**PROBLEM:** Tally up how many lines in the listing below contain the string "this", and give only the total.

**RECORDS:**

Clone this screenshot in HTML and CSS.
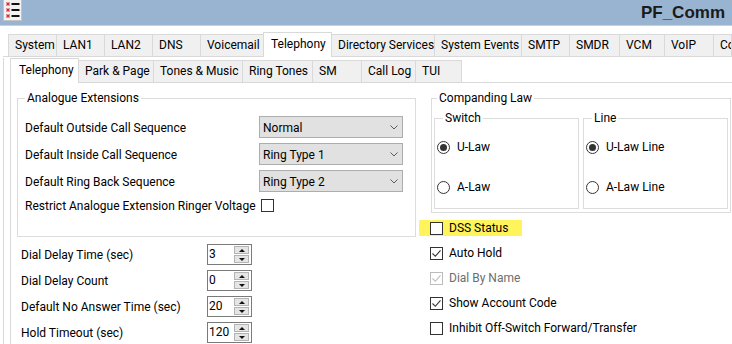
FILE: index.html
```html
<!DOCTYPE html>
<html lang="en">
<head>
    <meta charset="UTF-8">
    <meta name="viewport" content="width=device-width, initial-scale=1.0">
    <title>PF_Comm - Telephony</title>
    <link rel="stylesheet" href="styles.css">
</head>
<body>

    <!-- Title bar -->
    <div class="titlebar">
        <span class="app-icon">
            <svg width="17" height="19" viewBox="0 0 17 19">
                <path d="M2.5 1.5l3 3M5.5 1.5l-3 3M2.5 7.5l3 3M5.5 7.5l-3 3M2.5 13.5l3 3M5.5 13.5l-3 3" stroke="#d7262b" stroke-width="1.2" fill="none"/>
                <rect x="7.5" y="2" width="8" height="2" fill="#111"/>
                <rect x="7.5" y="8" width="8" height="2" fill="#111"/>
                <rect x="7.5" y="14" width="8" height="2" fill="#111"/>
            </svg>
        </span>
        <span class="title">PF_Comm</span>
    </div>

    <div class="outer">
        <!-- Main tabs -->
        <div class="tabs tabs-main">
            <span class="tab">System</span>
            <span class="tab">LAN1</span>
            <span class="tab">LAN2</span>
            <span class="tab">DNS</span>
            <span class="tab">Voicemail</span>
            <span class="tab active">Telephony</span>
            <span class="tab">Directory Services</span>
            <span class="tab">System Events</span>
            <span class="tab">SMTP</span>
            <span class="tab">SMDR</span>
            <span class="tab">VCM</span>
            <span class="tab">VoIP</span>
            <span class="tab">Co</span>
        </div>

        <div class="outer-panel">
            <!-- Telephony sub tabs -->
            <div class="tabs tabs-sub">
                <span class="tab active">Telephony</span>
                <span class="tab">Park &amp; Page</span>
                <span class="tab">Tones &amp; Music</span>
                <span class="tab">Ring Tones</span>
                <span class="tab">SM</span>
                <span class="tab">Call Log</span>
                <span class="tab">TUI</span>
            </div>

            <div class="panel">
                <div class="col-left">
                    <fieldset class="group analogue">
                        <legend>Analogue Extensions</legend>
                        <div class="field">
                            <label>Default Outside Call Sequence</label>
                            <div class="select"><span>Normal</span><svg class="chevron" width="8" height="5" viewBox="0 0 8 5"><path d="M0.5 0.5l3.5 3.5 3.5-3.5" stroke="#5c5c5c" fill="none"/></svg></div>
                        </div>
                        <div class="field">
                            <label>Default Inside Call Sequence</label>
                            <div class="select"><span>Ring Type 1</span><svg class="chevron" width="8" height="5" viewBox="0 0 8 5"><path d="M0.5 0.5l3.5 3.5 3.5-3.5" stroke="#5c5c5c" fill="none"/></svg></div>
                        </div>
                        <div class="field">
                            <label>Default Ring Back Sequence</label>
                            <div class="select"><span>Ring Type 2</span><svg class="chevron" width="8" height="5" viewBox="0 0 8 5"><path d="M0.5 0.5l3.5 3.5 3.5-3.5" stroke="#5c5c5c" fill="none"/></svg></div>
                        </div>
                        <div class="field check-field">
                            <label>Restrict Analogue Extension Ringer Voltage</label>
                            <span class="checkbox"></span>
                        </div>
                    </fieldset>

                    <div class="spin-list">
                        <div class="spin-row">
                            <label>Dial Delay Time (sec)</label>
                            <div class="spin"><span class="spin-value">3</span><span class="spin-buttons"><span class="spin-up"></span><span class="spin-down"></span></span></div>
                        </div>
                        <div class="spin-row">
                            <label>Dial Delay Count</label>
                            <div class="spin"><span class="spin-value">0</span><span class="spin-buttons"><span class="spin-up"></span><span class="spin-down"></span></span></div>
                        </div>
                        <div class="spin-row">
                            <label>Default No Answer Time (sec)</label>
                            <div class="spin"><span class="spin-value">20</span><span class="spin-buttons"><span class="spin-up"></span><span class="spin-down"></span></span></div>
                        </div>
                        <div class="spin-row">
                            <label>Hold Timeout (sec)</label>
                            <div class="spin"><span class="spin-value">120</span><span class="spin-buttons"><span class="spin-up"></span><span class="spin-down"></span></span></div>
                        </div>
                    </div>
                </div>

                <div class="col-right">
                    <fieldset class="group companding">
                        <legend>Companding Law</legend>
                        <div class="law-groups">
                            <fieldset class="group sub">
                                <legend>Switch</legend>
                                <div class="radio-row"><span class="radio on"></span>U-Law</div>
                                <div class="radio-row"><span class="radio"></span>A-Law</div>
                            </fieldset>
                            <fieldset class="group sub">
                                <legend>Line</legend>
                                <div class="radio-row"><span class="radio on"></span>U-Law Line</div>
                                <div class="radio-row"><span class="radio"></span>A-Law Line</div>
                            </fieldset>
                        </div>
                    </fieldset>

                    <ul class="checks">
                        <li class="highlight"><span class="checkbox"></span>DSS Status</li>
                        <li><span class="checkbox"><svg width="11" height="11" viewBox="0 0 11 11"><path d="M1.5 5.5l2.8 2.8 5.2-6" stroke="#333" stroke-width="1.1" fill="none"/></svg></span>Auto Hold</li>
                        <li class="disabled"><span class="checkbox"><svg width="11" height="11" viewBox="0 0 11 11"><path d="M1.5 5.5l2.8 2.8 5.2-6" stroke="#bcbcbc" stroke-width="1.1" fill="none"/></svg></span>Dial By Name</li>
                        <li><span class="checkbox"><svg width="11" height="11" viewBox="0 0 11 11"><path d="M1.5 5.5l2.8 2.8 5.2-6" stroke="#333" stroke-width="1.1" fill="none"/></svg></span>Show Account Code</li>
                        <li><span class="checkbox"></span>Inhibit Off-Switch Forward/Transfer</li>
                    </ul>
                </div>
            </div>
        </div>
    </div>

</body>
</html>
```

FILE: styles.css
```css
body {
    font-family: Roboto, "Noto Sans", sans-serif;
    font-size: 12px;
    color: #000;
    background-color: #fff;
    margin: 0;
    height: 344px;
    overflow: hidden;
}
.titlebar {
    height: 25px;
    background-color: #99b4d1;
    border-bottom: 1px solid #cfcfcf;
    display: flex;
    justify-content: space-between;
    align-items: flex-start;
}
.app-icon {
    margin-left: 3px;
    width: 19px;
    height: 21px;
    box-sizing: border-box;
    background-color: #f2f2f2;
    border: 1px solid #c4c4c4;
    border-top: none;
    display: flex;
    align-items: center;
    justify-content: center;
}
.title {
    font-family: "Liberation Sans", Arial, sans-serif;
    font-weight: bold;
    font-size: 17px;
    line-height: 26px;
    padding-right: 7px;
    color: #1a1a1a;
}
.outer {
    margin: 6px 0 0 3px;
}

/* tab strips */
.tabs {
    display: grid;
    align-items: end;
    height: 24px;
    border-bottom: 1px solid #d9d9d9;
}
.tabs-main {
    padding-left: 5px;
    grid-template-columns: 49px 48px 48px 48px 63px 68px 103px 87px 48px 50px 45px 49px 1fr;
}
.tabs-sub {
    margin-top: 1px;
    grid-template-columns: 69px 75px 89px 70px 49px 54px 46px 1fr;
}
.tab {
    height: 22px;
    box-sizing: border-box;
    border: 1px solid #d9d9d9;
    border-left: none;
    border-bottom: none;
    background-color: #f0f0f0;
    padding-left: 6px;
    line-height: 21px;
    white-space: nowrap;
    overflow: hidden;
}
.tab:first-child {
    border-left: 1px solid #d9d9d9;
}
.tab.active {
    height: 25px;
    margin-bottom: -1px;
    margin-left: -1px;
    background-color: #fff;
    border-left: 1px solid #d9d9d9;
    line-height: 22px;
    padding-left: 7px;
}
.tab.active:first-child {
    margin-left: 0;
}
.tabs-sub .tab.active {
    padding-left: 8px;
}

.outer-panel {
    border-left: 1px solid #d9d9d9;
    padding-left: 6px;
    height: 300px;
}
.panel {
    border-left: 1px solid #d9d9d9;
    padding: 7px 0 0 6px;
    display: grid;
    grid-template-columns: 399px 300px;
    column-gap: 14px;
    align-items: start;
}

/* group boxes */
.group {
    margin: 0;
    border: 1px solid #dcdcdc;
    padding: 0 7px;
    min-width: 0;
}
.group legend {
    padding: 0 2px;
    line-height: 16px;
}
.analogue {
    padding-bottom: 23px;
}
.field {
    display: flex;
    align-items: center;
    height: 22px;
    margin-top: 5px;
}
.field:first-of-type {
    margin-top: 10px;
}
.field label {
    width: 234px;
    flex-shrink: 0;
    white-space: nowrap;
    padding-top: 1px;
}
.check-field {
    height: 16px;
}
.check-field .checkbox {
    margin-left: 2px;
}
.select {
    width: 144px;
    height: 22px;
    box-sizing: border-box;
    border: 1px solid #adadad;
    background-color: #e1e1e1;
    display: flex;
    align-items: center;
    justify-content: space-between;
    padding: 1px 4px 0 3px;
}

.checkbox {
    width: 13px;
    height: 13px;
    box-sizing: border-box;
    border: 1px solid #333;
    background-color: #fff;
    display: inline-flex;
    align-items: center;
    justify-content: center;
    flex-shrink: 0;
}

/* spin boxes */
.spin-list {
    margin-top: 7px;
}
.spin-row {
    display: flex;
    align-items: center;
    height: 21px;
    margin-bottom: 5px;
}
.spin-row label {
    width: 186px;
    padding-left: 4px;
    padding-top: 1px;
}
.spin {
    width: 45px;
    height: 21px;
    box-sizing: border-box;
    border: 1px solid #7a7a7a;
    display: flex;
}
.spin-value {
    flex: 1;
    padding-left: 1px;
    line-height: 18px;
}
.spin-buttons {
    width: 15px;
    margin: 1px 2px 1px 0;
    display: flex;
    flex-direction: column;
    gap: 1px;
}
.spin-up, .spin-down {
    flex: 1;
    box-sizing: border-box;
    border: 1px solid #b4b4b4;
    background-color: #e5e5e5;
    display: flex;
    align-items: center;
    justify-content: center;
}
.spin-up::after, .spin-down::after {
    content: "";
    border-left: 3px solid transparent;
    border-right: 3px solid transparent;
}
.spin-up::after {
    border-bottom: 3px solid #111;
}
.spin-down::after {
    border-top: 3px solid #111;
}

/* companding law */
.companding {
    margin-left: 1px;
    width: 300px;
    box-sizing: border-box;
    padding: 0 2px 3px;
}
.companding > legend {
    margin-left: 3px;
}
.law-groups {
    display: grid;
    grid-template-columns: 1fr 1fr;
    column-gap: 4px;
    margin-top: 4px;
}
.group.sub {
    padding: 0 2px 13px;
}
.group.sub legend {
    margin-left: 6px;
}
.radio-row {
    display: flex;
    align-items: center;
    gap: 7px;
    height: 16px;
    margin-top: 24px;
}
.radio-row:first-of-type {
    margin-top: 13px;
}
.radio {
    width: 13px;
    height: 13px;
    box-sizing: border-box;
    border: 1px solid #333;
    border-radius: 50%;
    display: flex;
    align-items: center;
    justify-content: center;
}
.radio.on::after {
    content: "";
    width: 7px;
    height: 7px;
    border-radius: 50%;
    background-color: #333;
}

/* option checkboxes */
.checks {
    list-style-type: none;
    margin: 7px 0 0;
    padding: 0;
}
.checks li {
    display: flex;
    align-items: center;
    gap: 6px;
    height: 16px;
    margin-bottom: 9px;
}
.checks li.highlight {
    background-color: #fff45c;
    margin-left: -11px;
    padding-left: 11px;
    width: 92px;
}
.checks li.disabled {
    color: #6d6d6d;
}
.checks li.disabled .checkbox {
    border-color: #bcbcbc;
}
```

* * *

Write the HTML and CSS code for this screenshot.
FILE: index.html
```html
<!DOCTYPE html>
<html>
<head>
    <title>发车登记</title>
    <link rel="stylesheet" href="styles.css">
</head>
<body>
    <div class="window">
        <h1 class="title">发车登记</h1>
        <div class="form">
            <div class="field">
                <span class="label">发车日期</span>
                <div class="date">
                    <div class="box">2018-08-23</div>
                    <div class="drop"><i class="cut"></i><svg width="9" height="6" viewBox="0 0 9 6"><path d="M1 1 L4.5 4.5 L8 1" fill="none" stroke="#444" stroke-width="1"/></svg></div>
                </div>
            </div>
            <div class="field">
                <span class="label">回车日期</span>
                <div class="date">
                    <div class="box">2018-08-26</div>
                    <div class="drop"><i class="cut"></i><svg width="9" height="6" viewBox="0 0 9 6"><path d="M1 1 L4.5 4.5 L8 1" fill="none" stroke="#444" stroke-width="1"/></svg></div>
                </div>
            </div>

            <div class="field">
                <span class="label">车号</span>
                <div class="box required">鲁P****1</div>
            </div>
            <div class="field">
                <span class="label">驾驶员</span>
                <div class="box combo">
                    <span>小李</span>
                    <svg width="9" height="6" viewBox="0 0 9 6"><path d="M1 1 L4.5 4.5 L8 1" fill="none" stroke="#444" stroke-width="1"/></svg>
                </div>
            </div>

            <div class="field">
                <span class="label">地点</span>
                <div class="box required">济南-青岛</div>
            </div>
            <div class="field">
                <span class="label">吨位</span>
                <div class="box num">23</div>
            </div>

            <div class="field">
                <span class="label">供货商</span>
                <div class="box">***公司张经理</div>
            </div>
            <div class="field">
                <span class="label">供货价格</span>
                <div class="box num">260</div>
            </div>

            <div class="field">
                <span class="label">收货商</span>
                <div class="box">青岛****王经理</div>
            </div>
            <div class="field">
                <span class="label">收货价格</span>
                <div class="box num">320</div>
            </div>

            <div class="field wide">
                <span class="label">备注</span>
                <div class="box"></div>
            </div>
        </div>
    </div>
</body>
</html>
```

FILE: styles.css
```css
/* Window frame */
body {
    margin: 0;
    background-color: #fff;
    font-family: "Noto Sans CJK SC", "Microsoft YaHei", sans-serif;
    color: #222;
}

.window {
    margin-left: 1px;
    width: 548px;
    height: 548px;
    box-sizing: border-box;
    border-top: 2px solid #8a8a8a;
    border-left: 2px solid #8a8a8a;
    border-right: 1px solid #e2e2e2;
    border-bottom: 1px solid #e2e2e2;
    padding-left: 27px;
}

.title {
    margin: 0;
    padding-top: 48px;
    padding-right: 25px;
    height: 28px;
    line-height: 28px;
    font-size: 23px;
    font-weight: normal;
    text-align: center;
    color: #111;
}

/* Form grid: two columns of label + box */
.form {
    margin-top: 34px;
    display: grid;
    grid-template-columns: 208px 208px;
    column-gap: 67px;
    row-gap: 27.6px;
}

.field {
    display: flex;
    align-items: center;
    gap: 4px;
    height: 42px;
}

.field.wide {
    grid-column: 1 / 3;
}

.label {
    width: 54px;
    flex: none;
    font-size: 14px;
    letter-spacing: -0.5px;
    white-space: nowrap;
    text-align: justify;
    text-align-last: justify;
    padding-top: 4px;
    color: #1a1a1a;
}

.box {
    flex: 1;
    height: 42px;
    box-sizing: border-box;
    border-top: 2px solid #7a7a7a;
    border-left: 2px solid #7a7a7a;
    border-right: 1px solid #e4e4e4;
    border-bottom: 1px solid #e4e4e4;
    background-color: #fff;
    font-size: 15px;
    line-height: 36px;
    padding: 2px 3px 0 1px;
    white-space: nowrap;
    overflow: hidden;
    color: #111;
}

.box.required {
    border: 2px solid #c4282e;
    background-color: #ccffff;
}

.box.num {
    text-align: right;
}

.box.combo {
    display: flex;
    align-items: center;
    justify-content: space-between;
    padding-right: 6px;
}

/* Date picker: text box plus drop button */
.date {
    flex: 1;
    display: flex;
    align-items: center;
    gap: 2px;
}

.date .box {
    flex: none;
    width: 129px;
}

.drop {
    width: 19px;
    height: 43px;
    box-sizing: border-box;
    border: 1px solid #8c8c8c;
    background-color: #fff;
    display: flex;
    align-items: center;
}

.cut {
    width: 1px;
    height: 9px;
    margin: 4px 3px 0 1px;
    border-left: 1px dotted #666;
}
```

**TASK SOLUTION:** 2